From vintage Valentines to roses and chocolate, many of the romantic traditions that we take for granted now go right back to the early 20th century.  And then there’s always the St. Valentine’s Day Massacre in 1929. With both in mind, this week is dedicated to lovers, but there’s also plenty to do if you’re drinking alone or prefer machine gun etiquette.

Monday Feb. 7

Tonight is Big Band Night with trumpeter/vocalist Joe Gransden and a smokin’ 16-piece big band playing jazz originals and favorites from Frank Sinatra, Tony Bennett, Count Basie, Ray Charles and more at Café 290. Cover is just $10 and Joe’s special guest tonight is the Lovett-Ellington Jazz Ensemble.

Tuesday Feb. 8

It’s too very different nights at the movies at the Fox and the Plaza.
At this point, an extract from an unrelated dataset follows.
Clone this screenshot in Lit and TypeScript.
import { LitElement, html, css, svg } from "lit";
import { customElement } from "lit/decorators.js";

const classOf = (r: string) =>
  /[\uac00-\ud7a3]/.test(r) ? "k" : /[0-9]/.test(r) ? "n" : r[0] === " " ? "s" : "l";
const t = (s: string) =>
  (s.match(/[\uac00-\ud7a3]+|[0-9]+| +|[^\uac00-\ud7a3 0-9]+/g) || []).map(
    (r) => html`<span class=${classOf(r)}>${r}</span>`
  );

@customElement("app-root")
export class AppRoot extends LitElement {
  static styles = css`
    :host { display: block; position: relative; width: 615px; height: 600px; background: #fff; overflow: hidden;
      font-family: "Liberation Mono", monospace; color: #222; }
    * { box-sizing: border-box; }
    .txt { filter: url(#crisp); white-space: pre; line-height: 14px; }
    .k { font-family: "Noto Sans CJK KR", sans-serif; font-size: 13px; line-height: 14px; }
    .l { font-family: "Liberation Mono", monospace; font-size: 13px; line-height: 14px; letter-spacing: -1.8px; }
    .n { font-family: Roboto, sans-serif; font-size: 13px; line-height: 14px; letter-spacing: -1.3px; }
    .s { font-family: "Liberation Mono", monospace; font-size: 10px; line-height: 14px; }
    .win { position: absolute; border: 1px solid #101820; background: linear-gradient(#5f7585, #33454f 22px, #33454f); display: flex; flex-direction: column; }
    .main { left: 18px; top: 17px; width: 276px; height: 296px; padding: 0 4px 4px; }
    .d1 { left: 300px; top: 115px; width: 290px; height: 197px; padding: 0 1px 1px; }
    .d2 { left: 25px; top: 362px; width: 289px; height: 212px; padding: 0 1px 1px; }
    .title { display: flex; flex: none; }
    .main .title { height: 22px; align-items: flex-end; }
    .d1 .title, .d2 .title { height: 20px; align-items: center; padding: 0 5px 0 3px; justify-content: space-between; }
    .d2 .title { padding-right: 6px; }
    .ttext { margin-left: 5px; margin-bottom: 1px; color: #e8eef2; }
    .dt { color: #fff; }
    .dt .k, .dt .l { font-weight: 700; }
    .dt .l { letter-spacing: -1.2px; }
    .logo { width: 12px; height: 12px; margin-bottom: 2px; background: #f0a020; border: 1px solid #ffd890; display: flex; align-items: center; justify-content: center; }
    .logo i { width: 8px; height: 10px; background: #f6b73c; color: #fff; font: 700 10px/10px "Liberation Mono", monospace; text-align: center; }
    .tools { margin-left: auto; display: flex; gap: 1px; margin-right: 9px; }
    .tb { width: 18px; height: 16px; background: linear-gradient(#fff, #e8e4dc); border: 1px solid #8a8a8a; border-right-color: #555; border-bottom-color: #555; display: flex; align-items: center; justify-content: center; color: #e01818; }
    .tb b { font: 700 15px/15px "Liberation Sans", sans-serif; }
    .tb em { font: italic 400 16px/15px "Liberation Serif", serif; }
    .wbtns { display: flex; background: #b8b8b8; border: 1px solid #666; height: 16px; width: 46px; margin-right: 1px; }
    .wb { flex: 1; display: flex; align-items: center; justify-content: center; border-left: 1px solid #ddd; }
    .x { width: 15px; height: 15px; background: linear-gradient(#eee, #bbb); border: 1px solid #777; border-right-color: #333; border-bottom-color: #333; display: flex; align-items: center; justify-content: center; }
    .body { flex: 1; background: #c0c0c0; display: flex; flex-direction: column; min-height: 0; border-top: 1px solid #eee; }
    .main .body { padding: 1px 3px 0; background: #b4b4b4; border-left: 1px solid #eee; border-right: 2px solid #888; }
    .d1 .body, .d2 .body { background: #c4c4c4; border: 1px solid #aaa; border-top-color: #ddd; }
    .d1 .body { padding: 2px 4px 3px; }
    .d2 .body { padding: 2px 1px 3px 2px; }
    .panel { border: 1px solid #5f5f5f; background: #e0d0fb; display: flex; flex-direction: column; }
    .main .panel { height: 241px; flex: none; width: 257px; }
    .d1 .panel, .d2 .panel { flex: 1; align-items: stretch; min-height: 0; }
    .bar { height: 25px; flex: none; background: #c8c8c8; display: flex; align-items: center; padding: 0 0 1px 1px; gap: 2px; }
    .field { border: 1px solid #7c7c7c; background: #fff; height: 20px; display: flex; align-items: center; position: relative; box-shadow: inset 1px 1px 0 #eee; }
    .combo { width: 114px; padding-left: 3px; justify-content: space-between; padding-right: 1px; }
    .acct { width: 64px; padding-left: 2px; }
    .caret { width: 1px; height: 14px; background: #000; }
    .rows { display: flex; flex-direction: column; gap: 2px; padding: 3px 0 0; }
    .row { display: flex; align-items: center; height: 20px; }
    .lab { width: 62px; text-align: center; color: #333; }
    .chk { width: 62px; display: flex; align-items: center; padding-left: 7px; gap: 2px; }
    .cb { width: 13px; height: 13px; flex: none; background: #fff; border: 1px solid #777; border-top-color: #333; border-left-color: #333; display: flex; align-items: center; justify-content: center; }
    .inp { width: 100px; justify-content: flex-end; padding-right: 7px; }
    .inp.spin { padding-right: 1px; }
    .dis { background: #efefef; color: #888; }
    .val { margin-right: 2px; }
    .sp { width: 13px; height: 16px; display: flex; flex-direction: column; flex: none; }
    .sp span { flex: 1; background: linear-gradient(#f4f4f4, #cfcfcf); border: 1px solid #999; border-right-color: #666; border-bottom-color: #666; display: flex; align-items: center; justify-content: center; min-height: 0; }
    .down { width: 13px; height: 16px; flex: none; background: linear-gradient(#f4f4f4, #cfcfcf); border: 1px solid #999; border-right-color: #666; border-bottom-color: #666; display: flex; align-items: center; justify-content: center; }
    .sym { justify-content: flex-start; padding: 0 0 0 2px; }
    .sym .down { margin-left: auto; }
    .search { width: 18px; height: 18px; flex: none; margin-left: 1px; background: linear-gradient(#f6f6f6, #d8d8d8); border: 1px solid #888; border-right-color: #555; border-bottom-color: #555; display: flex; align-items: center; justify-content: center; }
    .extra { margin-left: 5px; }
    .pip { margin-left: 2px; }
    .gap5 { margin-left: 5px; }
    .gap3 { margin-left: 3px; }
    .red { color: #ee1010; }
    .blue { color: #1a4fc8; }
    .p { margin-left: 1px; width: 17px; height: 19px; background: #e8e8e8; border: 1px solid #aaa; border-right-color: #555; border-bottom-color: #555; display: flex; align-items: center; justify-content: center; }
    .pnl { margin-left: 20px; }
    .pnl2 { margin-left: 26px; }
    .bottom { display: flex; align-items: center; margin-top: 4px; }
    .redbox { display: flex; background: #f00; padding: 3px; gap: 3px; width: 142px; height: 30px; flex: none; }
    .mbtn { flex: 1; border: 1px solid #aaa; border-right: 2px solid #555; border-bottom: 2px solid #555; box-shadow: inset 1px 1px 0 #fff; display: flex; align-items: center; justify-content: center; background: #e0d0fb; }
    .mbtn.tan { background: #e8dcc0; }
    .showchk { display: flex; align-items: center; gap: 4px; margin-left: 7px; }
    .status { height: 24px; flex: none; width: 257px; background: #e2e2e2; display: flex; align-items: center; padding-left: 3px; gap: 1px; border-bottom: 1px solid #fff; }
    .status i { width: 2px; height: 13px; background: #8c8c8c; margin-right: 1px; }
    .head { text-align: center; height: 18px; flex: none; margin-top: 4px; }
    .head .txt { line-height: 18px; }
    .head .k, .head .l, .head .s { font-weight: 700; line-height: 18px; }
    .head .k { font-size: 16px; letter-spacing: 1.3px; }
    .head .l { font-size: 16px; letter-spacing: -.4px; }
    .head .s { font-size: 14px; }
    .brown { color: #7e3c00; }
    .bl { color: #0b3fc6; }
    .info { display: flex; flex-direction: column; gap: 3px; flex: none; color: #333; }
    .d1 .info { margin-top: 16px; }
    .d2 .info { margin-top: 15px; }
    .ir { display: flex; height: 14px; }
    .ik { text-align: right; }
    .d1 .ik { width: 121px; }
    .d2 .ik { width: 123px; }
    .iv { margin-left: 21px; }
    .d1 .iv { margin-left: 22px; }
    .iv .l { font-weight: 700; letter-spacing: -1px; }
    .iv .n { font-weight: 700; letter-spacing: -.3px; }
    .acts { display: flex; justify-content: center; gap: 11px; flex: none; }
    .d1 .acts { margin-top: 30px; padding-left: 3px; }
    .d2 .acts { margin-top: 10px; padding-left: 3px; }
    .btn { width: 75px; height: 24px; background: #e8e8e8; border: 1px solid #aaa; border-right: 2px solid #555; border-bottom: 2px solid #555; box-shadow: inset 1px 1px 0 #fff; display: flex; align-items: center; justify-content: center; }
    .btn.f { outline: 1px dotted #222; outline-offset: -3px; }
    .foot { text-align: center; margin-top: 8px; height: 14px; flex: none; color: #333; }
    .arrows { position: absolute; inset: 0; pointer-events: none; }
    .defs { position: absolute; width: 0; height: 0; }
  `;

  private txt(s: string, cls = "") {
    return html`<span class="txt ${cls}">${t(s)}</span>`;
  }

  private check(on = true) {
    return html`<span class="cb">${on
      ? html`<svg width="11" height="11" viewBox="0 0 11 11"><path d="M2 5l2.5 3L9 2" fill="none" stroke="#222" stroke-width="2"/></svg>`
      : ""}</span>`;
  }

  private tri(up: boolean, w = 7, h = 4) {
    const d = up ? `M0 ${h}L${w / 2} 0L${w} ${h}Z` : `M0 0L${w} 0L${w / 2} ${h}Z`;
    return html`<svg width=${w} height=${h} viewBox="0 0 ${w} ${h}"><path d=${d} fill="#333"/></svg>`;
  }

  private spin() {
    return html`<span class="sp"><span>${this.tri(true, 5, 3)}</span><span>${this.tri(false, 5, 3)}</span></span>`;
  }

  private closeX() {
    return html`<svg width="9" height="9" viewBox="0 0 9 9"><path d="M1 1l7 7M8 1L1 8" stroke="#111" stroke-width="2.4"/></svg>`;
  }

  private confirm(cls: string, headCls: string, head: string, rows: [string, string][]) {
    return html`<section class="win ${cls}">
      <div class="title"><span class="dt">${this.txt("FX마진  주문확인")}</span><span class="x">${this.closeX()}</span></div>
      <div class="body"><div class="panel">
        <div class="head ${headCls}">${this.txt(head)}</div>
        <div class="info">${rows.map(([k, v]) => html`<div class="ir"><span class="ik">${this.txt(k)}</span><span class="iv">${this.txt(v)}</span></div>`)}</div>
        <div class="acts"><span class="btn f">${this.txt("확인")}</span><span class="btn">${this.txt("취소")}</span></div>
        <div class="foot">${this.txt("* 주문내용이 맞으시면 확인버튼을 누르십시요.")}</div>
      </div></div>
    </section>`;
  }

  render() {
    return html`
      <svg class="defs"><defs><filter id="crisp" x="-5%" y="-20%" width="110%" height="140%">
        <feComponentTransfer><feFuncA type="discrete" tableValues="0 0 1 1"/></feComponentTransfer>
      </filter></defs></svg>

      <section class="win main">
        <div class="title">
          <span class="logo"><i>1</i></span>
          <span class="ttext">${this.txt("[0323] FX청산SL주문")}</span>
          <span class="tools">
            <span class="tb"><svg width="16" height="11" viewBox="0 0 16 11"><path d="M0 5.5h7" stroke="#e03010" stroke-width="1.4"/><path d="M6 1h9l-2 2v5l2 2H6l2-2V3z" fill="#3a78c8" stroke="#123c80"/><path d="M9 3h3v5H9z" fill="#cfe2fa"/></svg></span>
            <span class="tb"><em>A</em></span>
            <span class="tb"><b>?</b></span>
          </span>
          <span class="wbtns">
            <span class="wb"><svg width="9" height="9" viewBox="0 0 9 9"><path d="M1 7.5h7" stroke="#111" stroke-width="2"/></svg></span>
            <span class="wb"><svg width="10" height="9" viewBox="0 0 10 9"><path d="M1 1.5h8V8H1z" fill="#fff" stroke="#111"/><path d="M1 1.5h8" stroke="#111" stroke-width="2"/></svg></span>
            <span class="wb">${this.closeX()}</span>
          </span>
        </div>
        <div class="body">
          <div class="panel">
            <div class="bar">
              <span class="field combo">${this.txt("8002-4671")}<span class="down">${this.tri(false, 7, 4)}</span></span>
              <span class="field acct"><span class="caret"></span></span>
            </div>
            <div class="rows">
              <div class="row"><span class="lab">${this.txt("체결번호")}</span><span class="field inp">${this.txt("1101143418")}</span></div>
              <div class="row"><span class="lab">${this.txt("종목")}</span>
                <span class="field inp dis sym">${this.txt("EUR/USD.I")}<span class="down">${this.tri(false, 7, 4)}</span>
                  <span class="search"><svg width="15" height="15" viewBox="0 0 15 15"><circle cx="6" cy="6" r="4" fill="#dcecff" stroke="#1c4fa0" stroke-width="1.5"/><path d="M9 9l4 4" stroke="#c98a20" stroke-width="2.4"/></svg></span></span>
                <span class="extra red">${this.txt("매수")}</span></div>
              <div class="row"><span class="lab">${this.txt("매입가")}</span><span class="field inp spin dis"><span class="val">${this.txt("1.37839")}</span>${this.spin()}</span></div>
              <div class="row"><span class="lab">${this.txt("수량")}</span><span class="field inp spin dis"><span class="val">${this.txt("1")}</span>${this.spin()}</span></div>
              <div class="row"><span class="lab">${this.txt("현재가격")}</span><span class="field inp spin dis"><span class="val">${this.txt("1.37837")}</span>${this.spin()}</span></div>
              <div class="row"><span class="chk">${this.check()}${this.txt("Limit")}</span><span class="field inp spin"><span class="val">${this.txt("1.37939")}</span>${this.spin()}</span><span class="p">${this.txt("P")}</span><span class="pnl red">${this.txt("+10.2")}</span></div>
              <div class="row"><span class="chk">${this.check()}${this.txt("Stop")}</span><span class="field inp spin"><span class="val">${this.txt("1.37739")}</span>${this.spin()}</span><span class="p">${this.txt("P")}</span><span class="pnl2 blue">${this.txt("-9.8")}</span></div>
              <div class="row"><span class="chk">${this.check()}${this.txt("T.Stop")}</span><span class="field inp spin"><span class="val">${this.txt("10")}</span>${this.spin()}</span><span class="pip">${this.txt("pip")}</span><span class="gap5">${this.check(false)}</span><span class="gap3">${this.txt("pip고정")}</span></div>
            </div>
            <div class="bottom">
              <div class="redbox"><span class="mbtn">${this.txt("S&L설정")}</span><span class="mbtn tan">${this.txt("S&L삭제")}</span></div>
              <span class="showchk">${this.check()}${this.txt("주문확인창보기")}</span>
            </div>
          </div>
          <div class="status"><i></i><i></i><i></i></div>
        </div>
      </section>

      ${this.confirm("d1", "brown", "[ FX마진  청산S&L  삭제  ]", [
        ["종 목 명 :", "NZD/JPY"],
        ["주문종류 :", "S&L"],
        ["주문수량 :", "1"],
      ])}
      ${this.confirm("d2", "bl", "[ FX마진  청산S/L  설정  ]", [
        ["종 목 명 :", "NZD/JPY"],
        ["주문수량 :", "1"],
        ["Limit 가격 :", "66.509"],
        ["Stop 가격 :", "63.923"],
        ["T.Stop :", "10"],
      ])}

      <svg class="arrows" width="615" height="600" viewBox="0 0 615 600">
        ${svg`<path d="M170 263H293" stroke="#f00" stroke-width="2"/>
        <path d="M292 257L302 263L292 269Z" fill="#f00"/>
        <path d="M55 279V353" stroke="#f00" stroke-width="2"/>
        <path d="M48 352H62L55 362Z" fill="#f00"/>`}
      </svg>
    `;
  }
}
First at the Fox, the Atlanta Jewish Film Festival opens with JEWS AND BASEBALL: AN AMERICAN LOVE STORY, a rousing homage to the national pastime which charts the historic and cultural contributions of great Jewish major leaguers such as Sandy Koufax, Hank Greenberg and Yogi Berra. Showtime is 7:30 PM, with a swanky preshow reception for Red Carpet VIP ticket buyers at 5:30. General admission tickets are $10, but kids 18 or under wearing a baseball cap or baseball or softball uniform. Or kids battle nasty, pint-sized demons from a hole in a suburban backyard when Splatter Cinema goes back to the ‘80s with THE GATE (1987) at the Plaza. The fun starts at 9 with a chance to get your free photo taken in a realistic recreation of a scene from the movie and to check out the merchandise table.  On the musical front, grab your horn and join Joe Gransden again in a jazz jam session starting at 9 PM at Twain’s in Decatur.